* [Stored data]
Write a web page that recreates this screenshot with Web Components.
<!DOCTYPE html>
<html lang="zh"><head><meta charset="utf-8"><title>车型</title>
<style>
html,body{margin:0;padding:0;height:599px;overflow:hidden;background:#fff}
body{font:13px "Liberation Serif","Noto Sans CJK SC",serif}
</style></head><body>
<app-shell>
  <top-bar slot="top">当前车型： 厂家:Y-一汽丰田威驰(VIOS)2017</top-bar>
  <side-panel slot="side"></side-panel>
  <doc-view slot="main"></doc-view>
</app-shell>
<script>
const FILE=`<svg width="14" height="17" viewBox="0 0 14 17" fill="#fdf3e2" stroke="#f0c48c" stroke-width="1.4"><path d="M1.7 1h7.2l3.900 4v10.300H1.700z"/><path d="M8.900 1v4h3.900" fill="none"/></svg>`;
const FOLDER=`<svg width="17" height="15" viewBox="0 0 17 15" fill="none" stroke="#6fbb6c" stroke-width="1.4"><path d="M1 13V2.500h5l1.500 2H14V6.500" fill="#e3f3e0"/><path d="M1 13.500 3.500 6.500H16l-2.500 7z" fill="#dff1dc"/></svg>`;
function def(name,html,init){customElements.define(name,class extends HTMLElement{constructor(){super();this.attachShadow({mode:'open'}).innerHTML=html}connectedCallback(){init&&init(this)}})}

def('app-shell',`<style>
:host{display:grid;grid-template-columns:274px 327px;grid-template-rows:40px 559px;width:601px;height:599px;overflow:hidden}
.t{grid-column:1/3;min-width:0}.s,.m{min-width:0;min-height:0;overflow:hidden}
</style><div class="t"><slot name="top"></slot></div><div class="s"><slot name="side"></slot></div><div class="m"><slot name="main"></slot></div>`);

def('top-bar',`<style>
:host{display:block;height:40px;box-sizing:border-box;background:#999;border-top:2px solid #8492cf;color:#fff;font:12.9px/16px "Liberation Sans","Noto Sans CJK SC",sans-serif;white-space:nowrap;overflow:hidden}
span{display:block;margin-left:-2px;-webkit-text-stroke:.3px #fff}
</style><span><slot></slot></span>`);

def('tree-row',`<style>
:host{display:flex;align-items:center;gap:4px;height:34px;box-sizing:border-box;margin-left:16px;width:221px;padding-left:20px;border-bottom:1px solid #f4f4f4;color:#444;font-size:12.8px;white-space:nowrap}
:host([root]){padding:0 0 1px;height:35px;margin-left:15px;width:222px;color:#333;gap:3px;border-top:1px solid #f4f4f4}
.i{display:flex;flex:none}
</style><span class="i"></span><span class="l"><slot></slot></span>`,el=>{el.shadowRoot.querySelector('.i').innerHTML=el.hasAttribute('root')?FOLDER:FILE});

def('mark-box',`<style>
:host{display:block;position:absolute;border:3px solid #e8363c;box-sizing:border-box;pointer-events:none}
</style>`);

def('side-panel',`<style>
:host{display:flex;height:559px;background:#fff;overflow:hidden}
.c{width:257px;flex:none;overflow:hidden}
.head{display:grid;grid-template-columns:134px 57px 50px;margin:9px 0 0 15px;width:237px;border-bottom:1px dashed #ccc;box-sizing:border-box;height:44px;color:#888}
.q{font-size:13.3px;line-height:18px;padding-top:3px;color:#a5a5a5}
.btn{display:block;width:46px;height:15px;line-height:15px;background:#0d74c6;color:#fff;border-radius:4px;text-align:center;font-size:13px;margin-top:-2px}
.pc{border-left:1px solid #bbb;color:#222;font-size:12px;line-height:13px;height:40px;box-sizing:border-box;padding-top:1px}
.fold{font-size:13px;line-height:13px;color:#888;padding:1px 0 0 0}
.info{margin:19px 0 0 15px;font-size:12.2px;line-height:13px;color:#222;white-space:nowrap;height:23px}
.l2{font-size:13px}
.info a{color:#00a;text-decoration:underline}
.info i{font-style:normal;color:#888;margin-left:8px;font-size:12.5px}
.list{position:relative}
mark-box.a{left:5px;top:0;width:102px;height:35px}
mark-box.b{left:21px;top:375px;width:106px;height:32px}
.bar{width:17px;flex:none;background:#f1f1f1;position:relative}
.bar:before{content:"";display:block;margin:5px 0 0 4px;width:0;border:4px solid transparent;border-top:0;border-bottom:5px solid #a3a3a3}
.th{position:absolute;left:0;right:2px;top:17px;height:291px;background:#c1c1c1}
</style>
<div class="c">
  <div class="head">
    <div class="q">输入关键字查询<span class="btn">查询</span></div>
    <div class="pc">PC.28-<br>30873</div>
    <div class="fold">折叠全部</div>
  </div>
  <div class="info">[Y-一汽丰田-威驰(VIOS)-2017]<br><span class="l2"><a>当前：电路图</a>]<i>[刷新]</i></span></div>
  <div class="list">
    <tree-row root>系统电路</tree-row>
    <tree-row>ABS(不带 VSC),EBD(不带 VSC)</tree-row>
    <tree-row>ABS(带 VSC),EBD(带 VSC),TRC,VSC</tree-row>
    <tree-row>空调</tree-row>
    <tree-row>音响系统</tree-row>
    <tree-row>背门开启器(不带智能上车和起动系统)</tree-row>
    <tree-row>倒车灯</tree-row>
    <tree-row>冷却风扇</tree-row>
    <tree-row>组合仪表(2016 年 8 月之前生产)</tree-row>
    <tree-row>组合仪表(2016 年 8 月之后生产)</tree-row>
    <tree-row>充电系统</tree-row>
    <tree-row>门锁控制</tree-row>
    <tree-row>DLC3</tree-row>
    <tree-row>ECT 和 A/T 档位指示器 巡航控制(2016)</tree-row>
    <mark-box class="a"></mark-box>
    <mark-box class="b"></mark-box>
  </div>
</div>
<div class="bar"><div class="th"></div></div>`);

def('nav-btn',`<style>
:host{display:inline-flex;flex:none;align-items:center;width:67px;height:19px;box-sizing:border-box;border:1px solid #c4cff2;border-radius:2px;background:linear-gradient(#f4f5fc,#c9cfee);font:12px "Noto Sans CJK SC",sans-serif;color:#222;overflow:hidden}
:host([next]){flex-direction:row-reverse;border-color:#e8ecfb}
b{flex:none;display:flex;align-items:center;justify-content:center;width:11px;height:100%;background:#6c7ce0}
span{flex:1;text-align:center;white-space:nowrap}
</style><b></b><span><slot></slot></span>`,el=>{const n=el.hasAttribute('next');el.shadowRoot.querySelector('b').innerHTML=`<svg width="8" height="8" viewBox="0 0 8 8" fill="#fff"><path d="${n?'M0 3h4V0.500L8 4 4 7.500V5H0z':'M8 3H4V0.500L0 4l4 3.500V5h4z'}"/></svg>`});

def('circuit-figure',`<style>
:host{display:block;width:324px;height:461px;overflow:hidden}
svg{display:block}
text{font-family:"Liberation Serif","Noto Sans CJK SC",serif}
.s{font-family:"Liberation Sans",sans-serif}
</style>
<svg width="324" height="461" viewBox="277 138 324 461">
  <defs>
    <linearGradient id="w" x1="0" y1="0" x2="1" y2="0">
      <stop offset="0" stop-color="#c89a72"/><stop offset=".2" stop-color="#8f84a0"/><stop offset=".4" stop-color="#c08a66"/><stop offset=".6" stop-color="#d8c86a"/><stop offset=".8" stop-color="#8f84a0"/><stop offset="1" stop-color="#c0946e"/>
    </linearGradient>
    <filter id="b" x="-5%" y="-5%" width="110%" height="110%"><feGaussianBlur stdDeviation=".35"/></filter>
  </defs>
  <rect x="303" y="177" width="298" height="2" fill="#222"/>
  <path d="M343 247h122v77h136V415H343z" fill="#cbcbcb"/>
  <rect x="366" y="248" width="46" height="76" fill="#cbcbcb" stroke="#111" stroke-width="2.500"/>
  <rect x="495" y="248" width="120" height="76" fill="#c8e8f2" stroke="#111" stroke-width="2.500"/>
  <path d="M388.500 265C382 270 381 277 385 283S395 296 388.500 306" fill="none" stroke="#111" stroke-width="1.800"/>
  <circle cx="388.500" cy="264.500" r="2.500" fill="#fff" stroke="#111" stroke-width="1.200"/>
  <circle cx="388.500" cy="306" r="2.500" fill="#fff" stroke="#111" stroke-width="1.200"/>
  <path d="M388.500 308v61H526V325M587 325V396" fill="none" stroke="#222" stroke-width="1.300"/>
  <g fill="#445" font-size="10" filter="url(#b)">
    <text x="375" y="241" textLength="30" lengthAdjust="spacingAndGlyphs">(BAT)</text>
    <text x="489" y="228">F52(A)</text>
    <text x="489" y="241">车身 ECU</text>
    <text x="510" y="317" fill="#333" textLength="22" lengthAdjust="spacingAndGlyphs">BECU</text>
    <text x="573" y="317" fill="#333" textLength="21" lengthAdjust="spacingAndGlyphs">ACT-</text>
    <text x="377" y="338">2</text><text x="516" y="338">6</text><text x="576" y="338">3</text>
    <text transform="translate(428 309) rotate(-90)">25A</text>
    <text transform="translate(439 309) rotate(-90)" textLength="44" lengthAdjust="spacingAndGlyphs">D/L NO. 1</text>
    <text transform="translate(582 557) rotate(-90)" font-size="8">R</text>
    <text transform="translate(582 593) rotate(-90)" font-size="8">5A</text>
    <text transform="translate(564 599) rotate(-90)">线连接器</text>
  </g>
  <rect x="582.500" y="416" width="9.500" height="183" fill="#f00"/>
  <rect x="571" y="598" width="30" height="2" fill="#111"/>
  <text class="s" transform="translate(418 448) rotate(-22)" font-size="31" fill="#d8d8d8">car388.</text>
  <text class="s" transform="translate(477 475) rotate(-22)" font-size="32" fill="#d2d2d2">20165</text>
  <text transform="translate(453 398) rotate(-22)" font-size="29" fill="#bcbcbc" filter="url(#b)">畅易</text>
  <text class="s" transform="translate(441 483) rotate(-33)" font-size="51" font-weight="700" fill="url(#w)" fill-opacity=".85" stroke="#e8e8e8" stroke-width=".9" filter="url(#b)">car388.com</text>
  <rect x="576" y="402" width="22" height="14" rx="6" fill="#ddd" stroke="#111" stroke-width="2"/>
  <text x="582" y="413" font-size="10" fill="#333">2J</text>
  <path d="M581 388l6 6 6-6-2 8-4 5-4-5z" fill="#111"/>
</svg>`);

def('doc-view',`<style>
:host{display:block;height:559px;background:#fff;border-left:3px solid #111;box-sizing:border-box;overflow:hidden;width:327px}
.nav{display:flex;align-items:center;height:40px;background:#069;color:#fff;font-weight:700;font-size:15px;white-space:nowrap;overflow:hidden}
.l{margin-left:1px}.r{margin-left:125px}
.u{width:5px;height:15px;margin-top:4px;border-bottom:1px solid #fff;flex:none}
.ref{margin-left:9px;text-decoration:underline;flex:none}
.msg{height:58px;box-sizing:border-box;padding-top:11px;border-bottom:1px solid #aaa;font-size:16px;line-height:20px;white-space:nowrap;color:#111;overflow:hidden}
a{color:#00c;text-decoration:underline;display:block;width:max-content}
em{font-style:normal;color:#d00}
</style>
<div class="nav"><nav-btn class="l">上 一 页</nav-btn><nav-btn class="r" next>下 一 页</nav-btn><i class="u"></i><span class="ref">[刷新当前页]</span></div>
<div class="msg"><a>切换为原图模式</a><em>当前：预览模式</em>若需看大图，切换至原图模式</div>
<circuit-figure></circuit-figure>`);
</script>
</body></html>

* [Task directions]
Show every line from the listing above in which the string "this" appears.

* [Task result]
Write a web page that recreates this screenshot with Web Components.
function def(name,html,init){customElements.define(name,class extends HTMLElement{constructor(){super();this.attachShadow({mode:'open'}).innerHTML=html}connectedCallback(){init&&init(this)}})}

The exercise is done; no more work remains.